# [Exercise data]
******************************

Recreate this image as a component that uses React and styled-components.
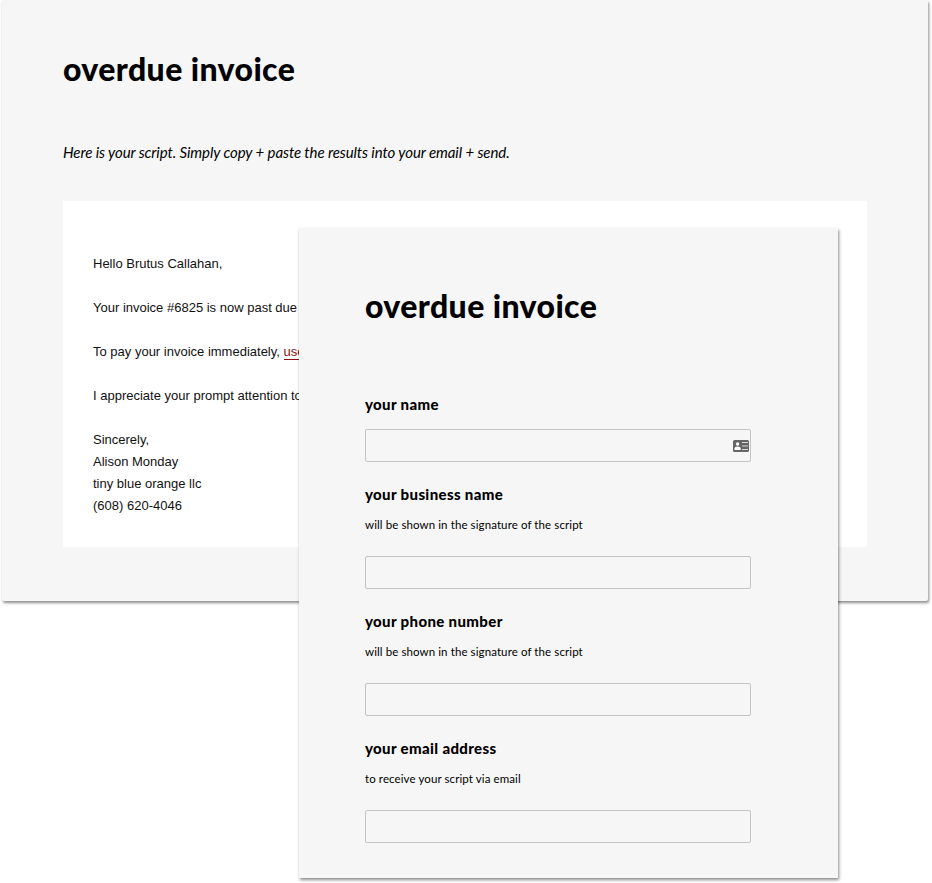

******************************

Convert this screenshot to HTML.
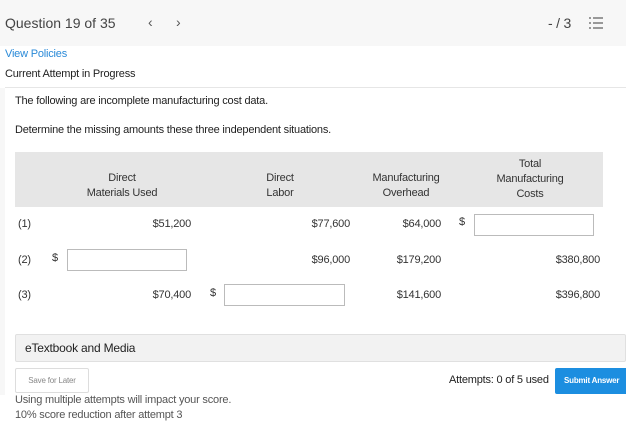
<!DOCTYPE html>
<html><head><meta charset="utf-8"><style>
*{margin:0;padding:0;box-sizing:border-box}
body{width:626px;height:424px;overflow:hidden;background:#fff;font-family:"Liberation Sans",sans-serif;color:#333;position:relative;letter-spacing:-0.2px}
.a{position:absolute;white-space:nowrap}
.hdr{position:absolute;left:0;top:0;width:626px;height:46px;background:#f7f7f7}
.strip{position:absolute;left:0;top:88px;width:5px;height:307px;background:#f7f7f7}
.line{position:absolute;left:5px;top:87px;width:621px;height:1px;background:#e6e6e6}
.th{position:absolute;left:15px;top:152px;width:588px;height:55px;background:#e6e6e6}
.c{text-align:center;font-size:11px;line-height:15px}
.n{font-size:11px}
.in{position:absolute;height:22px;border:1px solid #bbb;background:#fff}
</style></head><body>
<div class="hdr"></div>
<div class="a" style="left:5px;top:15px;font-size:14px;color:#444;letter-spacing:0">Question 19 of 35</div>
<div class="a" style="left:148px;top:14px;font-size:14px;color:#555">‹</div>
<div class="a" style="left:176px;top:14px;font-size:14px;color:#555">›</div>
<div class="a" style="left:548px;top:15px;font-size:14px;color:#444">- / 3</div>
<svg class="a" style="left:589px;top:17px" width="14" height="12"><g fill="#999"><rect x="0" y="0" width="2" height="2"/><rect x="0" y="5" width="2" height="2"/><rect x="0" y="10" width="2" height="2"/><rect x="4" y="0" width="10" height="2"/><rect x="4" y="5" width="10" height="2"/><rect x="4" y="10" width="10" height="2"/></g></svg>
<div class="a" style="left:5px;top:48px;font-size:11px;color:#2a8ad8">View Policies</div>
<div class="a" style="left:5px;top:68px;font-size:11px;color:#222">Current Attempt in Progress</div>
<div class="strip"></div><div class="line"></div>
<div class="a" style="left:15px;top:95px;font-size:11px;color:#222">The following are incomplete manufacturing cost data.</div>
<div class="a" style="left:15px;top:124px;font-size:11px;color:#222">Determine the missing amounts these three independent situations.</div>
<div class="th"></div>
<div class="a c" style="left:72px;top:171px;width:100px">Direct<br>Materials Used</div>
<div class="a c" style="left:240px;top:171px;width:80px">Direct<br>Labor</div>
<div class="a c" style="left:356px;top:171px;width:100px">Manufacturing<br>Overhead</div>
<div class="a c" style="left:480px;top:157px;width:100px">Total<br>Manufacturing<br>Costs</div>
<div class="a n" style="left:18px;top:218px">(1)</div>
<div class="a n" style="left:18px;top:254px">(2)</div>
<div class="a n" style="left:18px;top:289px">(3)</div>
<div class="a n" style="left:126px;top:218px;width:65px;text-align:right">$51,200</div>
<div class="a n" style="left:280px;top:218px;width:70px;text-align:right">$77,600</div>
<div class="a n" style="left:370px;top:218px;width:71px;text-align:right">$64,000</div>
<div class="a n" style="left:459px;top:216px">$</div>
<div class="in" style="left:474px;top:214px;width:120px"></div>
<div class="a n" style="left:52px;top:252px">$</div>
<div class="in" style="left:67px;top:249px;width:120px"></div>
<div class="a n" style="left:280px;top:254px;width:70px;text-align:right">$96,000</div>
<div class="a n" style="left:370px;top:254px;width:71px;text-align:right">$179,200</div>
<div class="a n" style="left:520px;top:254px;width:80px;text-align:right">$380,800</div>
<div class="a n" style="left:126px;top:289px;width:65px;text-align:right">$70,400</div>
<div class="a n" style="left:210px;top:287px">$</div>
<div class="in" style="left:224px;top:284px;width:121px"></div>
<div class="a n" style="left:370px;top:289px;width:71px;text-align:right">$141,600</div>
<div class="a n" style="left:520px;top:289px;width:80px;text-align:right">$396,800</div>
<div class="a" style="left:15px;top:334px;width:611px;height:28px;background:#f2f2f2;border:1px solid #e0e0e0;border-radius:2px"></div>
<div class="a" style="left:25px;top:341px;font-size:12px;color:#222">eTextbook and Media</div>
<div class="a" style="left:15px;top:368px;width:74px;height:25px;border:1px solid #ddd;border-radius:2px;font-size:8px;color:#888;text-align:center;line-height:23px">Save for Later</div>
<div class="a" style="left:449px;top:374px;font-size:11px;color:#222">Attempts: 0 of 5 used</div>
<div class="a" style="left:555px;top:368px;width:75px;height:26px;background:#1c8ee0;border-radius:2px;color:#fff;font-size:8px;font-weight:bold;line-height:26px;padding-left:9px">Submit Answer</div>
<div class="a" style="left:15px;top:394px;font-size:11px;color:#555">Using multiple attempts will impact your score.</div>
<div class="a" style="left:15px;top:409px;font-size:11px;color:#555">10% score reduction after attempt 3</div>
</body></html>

******************************

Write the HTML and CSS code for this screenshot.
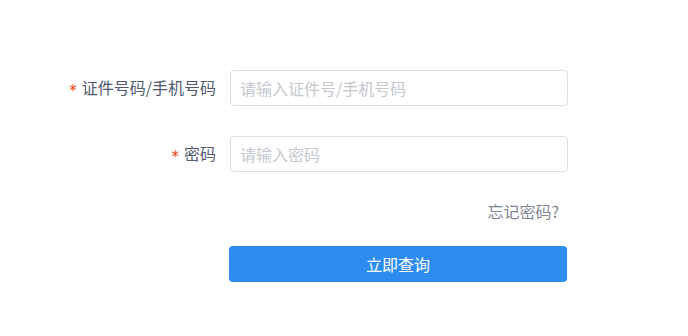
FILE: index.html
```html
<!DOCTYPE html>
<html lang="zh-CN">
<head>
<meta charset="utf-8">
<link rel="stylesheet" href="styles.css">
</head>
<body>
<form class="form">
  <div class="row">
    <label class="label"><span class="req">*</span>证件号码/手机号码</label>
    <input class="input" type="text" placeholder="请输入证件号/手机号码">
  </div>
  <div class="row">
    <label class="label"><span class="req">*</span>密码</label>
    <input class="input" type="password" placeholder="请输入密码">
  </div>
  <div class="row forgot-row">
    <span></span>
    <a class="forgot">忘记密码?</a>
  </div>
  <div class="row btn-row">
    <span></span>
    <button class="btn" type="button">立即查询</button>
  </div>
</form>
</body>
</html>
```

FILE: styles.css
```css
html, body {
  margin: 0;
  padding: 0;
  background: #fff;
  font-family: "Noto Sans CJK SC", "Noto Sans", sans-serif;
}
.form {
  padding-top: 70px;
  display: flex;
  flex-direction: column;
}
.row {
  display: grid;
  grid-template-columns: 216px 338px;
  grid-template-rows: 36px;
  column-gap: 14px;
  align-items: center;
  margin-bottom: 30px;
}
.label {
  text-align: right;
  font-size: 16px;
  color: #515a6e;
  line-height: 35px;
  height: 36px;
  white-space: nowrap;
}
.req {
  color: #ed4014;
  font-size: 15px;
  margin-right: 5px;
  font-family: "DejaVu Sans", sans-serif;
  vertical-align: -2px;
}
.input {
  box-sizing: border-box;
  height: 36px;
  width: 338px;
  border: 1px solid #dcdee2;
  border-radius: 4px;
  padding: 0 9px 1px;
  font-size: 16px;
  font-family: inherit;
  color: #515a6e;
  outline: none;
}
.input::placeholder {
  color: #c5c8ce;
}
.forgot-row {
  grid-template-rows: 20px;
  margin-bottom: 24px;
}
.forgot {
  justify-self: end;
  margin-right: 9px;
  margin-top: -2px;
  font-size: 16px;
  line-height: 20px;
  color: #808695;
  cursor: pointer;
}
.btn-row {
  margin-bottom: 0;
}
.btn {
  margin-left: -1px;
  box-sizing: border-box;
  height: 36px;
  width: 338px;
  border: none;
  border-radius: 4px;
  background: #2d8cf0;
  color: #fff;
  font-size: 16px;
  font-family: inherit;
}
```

******************************

# [Your objective]
Locate all lines that include the word "screenshot" and copy them out.

# [Solution to the problem]
Convert this screenshot to HTML.
Write the HTML and CSS code for this screenshot.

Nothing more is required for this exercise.